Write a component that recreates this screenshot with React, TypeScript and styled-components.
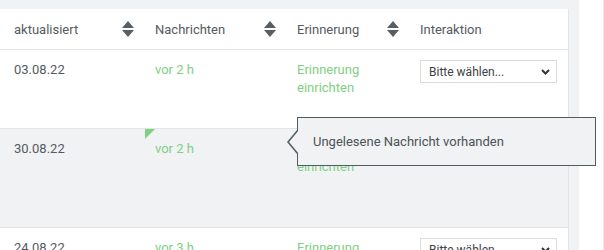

•••

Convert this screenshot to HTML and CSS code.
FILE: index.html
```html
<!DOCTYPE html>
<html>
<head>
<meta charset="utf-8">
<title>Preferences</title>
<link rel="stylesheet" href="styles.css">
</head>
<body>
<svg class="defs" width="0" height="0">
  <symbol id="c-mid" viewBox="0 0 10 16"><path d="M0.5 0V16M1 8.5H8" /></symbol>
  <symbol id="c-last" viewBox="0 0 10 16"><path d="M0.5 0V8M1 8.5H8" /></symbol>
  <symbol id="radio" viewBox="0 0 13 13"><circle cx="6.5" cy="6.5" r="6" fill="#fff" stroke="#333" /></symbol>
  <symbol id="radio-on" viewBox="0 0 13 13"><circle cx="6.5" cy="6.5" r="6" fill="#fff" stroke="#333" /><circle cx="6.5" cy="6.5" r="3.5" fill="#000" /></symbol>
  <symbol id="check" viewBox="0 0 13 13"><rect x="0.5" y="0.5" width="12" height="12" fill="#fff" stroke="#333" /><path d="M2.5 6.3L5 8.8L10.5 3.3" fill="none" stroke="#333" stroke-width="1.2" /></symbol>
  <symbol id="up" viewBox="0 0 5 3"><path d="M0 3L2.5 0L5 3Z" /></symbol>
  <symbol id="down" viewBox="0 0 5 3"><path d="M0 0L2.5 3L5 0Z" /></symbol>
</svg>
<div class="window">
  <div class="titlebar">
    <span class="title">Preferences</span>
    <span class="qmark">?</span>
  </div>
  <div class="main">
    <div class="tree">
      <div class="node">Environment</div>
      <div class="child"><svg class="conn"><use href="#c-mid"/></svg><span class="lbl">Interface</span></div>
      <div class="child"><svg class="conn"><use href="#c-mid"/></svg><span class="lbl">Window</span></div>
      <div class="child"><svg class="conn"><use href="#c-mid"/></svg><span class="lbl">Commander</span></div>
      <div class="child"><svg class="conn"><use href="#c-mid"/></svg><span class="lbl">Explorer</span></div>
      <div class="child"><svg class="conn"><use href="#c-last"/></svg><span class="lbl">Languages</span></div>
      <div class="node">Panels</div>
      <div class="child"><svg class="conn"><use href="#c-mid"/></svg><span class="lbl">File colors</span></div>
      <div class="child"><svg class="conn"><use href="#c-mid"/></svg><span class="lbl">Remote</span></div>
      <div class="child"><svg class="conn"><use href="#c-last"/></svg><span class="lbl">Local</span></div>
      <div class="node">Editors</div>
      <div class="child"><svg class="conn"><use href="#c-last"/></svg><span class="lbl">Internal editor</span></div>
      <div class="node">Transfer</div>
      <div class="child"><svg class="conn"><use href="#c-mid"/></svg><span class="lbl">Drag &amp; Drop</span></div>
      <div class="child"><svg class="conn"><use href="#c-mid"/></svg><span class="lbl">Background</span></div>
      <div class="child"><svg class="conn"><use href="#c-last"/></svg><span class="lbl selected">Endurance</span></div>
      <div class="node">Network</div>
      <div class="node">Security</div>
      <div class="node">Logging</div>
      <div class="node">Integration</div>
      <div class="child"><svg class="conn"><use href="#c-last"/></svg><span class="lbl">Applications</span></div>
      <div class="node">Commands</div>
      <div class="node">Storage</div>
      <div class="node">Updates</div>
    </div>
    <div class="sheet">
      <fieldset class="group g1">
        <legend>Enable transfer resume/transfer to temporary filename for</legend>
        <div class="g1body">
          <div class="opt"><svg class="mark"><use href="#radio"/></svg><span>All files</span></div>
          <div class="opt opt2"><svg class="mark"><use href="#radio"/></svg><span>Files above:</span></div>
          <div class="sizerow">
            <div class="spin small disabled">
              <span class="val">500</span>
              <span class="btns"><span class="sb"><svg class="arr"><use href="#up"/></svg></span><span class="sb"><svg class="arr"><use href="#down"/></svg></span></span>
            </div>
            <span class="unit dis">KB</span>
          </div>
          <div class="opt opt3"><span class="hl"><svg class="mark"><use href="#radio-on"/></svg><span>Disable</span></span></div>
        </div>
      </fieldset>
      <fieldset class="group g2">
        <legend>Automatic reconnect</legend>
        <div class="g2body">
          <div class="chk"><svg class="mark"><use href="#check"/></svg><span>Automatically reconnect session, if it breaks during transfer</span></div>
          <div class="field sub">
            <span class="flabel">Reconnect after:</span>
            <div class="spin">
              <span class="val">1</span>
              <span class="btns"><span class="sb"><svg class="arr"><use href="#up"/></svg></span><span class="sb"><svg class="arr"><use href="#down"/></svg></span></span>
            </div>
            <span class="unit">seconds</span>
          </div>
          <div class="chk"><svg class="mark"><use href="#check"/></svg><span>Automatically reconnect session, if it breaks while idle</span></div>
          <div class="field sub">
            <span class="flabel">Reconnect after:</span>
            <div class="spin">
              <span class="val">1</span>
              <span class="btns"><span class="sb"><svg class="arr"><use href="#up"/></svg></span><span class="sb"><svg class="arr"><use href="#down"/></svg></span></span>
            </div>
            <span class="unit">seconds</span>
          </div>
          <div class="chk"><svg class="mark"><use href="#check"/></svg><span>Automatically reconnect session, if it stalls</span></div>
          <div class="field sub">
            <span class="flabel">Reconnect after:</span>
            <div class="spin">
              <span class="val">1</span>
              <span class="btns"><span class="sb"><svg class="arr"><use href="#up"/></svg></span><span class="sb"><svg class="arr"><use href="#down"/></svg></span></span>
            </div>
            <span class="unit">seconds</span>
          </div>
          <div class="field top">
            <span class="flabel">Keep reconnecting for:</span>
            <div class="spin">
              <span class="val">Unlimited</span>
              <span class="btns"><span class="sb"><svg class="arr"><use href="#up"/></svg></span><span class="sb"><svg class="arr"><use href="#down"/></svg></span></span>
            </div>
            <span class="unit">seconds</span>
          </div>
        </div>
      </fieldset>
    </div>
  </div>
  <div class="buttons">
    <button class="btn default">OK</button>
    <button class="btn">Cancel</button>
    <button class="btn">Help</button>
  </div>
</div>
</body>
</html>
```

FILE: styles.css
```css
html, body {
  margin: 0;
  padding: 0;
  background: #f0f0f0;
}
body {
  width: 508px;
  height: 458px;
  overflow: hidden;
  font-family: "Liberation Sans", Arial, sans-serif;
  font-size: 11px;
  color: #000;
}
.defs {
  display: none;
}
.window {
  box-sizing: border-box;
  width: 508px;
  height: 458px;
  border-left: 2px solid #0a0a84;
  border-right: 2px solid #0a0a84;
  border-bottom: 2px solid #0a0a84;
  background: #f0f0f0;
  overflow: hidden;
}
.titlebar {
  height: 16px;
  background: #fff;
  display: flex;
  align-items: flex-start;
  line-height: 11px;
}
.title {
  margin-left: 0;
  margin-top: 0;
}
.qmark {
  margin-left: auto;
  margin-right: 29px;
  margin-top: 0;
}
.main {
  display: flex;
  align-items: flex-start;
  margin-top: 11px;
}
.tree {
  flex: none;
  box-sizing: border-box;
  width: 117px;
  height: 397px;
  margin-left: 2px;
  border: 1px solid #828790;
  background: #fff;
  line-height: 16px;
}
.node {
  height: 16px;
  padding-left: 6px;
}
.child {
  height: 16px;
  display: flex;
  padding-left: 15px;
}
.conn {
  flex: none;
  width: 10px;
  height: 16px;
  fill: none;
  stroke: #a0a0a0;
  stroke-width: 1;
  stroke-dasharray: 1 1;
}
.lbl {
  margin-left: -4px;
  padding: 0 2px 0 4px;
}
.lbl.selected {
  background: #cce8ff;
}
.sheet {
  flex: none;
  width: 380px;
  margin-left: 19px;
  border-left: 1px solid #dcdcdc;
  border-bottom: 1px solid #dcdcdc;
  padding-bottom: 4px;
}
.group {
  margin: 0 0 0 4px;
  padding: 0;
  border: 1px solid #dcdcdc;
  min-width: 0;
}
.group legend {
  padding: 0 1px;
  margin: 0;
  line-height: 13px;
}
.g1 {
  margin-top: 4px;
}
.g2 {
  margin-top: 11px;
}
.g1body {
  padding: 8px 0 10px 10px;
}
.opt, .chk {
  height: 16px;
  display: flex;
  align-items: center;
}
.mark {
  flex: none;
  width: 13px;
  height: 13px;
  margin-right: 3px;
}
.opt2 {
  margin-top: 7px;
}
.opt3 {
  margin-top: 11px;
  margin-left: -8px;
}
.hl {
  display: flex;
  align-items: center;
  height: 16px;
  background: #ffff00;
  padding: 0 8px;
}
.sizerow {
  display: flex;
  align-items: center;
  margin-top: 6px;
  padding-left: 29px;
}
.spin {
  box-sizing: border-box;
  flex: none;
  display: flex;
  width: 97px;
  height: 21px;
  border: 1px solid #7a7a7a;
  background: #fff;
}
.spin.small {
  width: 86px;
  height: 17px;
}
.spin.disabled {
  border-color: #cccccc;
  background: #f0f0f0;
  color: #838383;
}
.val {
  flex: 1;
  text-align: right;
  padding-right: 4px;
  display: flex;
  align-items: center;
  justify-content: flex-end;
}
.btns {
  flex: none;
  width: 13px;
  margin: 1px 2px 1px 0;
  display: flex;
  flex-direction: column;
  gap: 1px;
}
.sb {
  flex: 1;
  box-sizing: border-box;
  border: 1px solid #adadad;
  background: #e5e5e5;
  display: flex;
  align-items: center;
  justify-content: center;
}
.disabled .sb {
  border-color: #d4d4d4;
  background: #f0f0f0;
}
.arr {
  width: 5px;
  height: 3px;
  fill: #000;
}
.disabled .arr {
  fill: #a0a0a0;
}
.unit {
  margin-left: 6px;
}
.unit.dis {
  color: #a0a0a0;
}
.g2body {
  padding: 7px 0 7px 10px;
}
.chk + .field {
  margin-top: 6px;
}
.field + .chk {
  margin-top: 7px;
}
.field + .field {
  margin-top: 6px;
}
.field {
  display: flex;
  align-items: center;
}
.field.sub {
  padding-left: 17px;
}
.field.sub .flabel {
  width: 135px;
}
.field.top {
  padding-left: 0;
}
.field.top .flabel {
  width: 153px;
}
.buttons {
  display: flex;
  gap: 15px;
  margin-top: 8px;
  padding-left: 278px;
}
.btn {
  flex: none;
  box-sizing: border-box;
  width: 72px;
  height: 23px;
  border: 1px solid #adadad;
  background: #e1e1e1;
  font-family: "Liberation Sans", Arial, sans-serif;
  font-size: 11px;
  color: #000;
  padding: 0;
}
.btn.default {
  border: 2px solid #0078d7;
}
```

•••

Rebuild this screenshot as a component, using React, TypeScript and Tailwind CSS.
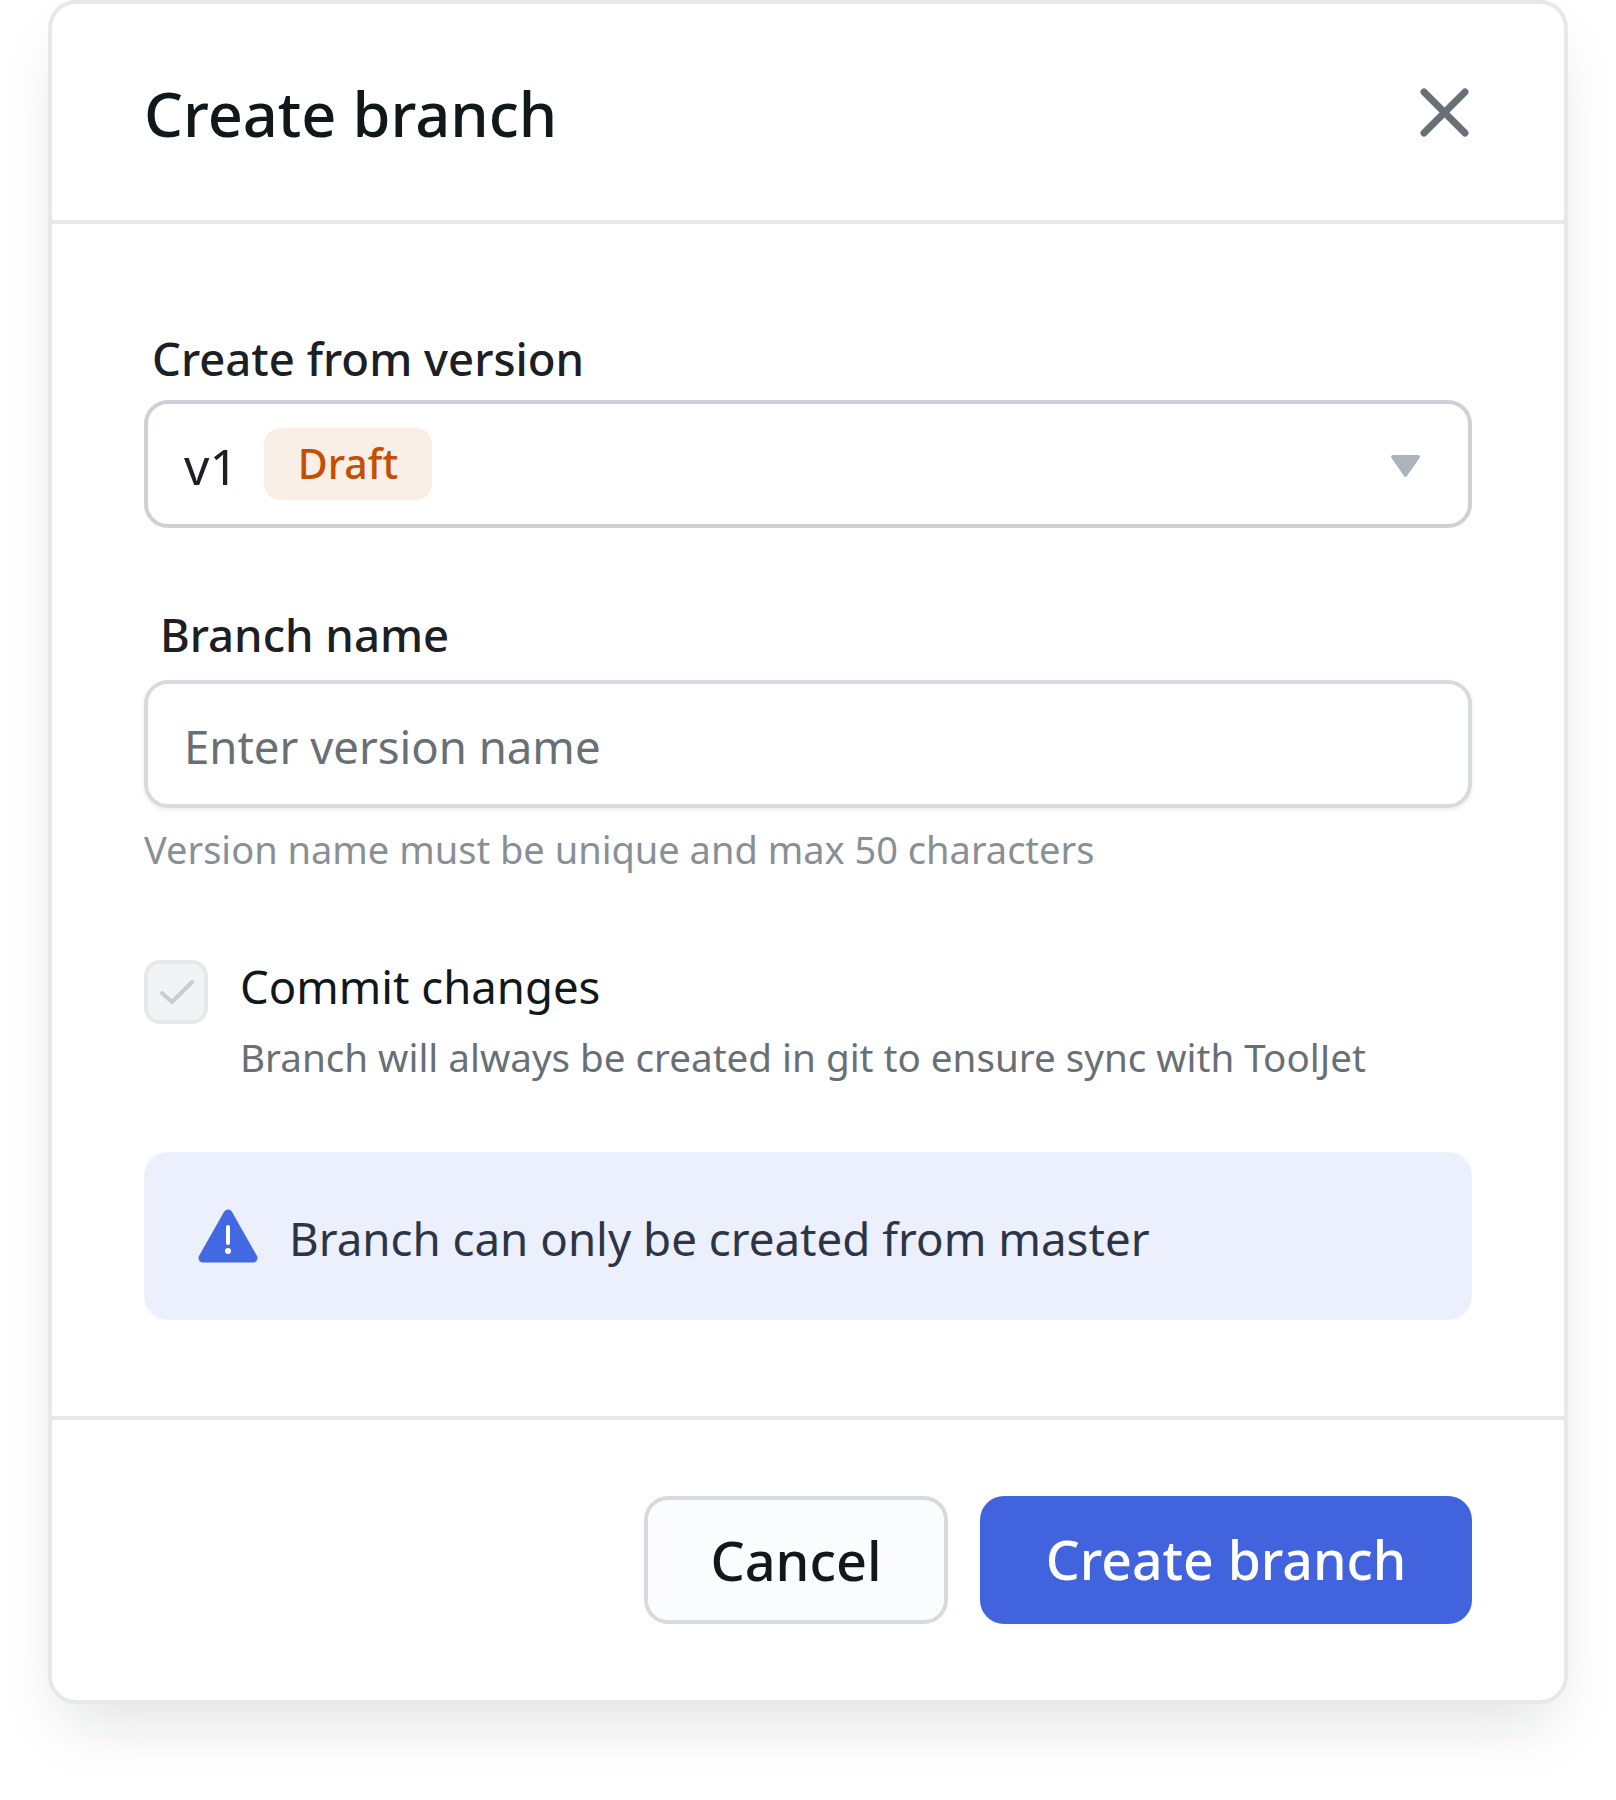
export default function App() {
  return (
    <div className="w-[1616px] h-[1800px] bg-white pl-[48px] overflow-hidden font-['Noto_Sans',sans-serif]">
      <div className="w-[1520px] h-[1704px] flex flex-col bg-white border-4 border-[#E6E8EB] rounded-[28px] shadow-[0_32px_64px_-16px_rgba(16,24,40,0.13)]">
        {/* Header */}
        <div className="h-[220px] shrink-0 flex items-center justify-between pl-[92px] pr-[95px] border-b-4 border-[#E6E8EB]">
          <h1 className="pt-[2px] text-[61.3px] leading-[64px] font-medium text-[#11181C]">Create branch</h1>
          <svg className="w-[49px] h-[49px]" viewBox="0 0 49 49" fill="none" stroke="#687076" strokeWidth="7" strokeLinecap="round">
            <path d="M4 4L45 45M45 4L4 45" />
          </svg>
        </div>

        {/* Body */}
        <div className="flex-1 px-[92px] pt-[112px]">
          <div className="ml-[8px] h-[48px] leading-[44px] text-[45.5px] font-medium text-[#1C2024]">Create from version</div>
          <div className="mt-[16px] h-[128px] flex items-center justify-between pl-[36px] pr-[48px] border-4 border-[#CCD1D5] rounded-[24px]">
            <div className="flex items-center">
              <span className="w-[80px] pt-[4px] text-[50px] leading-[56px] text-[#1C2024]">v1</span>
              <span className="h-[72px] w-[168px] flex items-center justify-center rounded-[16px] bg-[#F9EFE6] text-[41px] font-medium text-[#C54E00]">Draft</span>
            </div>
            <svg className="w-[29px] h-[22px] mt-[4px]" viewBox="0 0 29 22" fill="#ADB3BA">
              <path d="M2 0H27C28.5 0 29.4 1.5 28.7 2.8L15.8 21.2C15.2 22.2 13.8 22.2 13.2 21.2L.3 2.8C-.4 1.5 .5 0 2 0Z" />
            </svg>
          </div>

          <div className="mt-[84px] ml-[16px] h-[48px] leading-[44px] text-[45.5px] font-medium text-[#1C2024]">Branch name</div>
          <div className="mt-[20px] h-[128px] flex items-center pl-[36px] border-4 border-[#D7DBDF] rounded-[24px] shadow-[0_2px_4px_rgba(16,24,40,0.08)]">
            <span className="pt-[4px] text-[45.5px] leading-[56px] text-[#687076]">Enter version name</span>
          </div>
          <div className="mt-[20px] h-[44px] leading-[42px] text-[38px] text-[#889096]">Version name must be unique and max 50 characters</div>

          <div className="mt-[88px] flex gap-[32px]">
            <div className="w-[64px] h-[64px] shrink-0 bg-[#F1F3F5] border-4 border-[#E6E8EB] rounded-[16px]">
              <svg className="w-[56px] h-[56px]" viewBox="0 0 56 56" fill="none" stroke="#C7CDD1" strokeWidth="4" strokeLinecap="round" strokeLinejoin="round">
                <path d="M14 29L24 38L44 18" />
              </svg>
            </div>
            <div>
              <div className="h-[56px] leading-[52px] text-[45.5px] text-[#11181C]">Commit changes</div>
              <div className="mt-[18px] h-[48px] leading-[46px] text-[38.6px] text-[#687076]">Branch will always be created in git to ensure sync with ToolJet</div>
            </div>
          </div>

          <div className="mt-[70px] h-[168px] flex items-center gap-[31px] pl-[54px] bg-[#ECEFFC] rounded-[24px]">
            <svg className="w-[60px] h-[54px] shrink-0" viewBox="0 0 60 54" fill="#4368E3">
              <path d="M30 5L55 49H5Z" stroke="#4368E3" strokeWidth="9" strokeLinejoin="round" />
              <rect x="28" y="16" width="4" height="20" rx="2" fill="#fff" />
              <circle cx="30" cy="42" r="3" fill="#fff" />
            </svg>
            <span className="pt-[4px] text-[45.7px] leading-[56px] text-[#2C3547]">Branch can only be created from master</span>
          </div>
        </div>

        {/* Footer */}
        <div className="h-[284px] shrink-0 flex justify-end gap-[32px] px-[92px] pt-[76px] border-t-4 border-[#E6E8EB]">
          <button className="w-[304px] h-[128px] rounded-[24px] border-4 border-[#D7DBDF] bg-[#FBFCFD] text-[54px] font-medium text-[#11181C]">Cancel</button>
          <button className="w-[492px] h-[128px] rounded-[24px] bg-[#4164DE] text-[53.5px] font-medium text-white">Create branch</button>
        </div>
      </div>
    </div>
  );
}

•••

§ WHAT NEEDS TO BE DONE
State, as a number only, how many lines in the entries include "this".

§ EXERCISE RESULT
3